The debate pitted Ryan, the House Budget Committee chairman with the earnest demeanor and a penchant for half-truths, against Biden, the former U.S. senator who has the smile of a used car salesman, but a reputation for calling it as he sees it.

Raddatz of ABC News proved to be a much more engaged and challenging moderator than PBS’s Jim Lehrer, who all but sat dumbfounded during the first presidential debate. In fact, appraisals of Raddatz’s performance no doubt benefited from the comparison.

The ghost of Jack Kennedy

Sitting across from Biden, Ryan sometimes looked like a kid sent to do a man’s job, wearing his father’s suit. But on the split screen that is now the standard in televised debates, Biden’s dismissive laughter and broad smile sometimes came across as a bit smarmy.

The contrast in the personalities of the two men seemed to put Ryan at a disadvantage. Biden, sometimes a bit too comfortable in his own skin, didn’t hesitate to interrupt when Ryan uttered a mischaracterization, or to mock his young opponent when he inadvertently left Biden an opening. 

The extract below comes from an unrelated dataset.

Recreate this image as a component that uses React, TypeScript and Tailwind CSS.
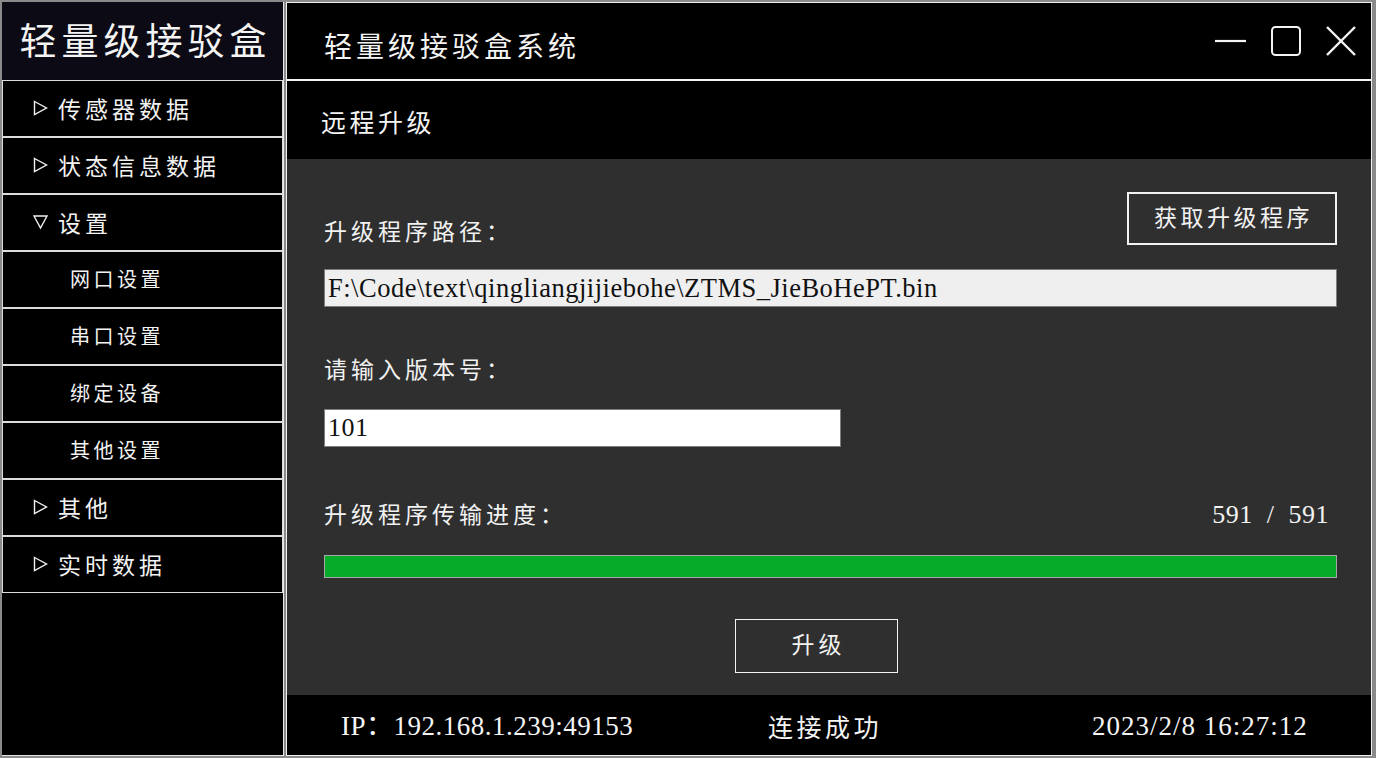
import React from "react";

const CJK = "font-['Noto_Sans_CJK_SC',sans-serif]";
const SERIF = "font-['Liberation_Serif','Noto_Sans_CJK_SC',serif]";

function TriRight() {
  return (
    <svg width="15" height="16" viewBox="0 0 15 16" className="shrink-0">
      <path d="M1.5 1.5 L13.5 8 L1.5 14.5 Z" fill="none" stroke="#f2f2f2" strokeWidth="1.4" strokeLinejoin="miter" />
    </svg>
  );
}

function TriDown() {
  return (
    <svg width="15" height="16" viewBox="0 0 15 16" className="shrink-0">
      <path d="M1 2 L14 2 L7.5 14 Z" fill="none" stroke="#f2f2f2" strokeWidth="1.4" strokeLinejoin="miter" />
    </svg>
  );
}

type NavItem = { label: string; kind: "closed" | "open" | "sub" };

const NAV: NavItem[] = [
  { label: "传感器数据", kind: "closed" },
  { label: "状态信息数据", kind: "closed" },
  { label: "设置", kind: "open" },
  { label: "网口设置", kind: "sub" },
  { label: "串口设置", kind: "sub" },
  { label: "绑定设备", kind: "sub" },
  { label: "其他设置", kind: "sub" },
  { label: "其他", kind: "closed" },
  { label: "实时数据", kind: "closed" },
];

function Sidebar() {
  return (
    <div className="flex h-full w-[282px] shrink-0 flex-col border-r border-b border-[#e8e8e8] bg-black">
      <div className="flex h-[78px] shrink-0 items-center justify-center bg-[#0c0a15] pb-[3px] pl-[6px]">
        <span className={`${CJK} text-[37px] leading-none tracking-[5px] text-[#f4f4f4]`}>轻量级接驳盒</span>
      </div>
      {NAV.map((item) => (
        <div
          key={item.label}
          className="flex h-[57px] w-[281px] shrink-0 items-center border border-[#dcdcdc] bg-black pb-[1px]"
        >
          {item.kind === "sub" ? (
            <span className={`${CJK} pl-[67px] text-[20px] leading-none tracking-[3.5px] text-[#f2f2f2]`}>
              {item.label}
            </span>
          ) : (
            <div className="flex items-center pl-[30px]">
              {item.kind === "open" ? <TriDown /> : <TriRight />}
              <span className={`${CJK} ml-[10px] text-[23px] leading-none tracking-[4px] text-[#f2f2f2]`}>
                {item.label}
              </span>
            </div>
          )}
        </div>
      ))}
    </div>
  );
}

function TitleBar() {
  return (
    <div className="flex h-[78px] shrink-0 items-center justify-between border-b-2 border-[#f2f2f2] bg-black pt-[7px] pl-[37px] pr-[15px]">
      <span className={`${CJK} text-[28px] leading-none tracking-[4px] text-[#f4f4f4]`}>轻量级接驳盒系统</span>
      <div className="flex items-center gap-[25px] self-stretch pb-[7px]">
        <svg width="31" height="30" viewBox="0 0 31 30">
          <line x1="0" y1="15" x2="31" y2="15" stroke="#f4f4f4" strokeWidth="2.2" />
        </svg>
        <svg width="30" height="30" viewBox="0 0 30 30">
          <rect x="1" y="1" width="28" height="28" rx="3.5" fill="none" stroke="#f4f4f4" strokeWidth="2" />
        </svg>
        <svg width="30" height="30" viewBox="0 0 30 30">
          <line x1="1" y1="1" x2="29" y2="29" stroke="#f4f4f4" strokeWidth="2.4" />
          <line x1="29" y1="1" x2="1" y2="29" stroke="#f4f4f4" strokeWidth="2.4" />
        </svg>
      </div>
    </div>
  );
}

function Content() {
  return (
    <div className="flex flex-1 flex-col bg-[#2f2f2f] pl-[37px] pr-[34px]">
      <div className="mt-[33px] flex h-[53px] justify-between">
        <div className={`${CJK} pt-[23px] text-[23px] leading-[30px] tracking-[4px] text-[#f2f2f2]`}>升级程序路径：</div>
        <div className="flex h-[53px] w-[210px] items-center justify-center border-2 border-[#f2f2f2] pb-[5px]">
          <span className={`${CJK} pl-[3px] text-[23px] leading-none tracking-[3.5px] text-[#f2f2f2]`}>获取升级程序</span>
        </div>
      </div>
      <div className="mt-[24px] flex h-[38px] items-center border border-[#7c7c7c] bg-[#efefef] pl-[3px]">
        <span className={`${SERIF} text-[26.5px] leading-none tracking-[0.5px] text-[#111]`}>
          F:\Code\text\qingliangjijiebohe\ZTMS_JieBoHePT.bin
        </span>
      </div>
      <div className={`${CJK} mt-[46px] text-[23px] leading-[30px] tracking-[4px] text-[#f2f2f2]`}>请输入版本号：</div>
      <div className="mt-[26px] flex h-[38px] w-[517px] items-center border border-[#7c7c7c] bg-white pl-[3px]">
        <span className={`${SERIF} text-[26px] leading-none tracking-[0.5px] text-[#111]`}>101</span>
      </div>
      <div className="mt-[51px] flex h-[30px] items-center justify-between">
        <span className={`${CJK} text-[23px] leading-[30px] tracking-[4px] text-[#f2f2f2]`}>升级程序传输进度：</span>
        <span className={`${SERIF} whitespace-pre pt-[3px] pr-[8px] text-[26px] leading-none tracking-[0.5px] text-[#f2f2f2]`}>
          591  /  591
        </span>
      </div>
      <div className="mt-[27px] h-[23px] border border-[#a8a8a8] bg-[#05ac29]" />
      <div className="ml-[411px] mt-[41px] flex h-[54px] w-[163px] items-center justify-center border border-[#f2f2f2] pb-[6px]">
        <span className={`${CJK} pl-[4px] text-[23px] leading-none tracking-[4px] text-[#f2f2f2]`}>升级</span>
      </div>
    </div>
  );
}

function Footer() {
  return (
    <div className="flex h-[60px] shrink-0 items-center bg-black pl-[54px] pt-[3px]">
      <div className={`${SERIF} w-[427px] text-[27px] leading-none tracking-[0.5px] text-[#f4f4f4]`}>IP：192.168.1.239:49153</div>
      <div className={`${CJK} w-[324px] text-[25px] leading-none tracking-[3.5px] text-[#f4f4f4]`}>连接成功</div>
      <div className={`${SERIF} text-[27px] leading-none tracking-[1px] text-[#f4f4f4]`}>2023/2/8 16:27:12</div>
    </div>
  );
}

export default function App() {
  return (
    <div className="flex h-[758px] w-[1376px] gap-[2px] overflow-hidden bg-[#8a8a8a] pt-[2px] pl-[2px] pr-[4px] pb-[2px]">
      <Sidebar />
      <div className="flex h-full w-[1086px] flex-col border border-[#f0f0f0] bg-black">
        <TitleBar />
        <div className="flex h-[78px] shrink-0 items-center bg-black pt-[2px] pl-[34px]">
          <span className={`${CJK} text-[25px] leading-none tracking-[3.5px] text-[#f4f4f4]`}>远程升级</span>
        </div>
        <Content />
        <Footer />
      </div>
    </div>
  );
}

During a tussle over taxes, Ryan, after fielding volley upon volley from Biden, sought to make his case for tax-cutting on the backs of past presidents.

“Jack Kennedy lowered tax rates, increased growth,” Ryan said. “Ronald Reagan--

“Oh, now you’re Jack Kennedy?” Biden interjected, in a quick-footed move that brought to mind the famous exchange between Dan Quayle and Democratic vice presidential contender Lloyd Bentsen in 1988, when the much older and more seasoned senator responded to Quayle’s invocation of Kennedy by saying, “You’re no Jack Kennedy.”

On the matter of a tax increase on people with incomes above $250,000, Ryan made the familiar argument that such an increase would hamper job creation, because many small businesses file their taxes as individuals. Biden made mincemeat of that claim by saying that 97 percent of small business owners earn less than $200,000, and that the kinds of small businesses Ryan was talking about were actually hedge funds.

Pressed by Raddatz on how he proposed to pay for his campaign's proposed 20 percent across-the-board tax cut, Ryan, as he has done on the campaign trail, demurred on providing details.

Ryan tried to lay the blame for the bad economy at Biden's feet, and even challenged the latest dip in unemployment numbers because jobless rates remain high in towns such as his native Janesville, Wis., and Biden's hometown of Scranton, Penn.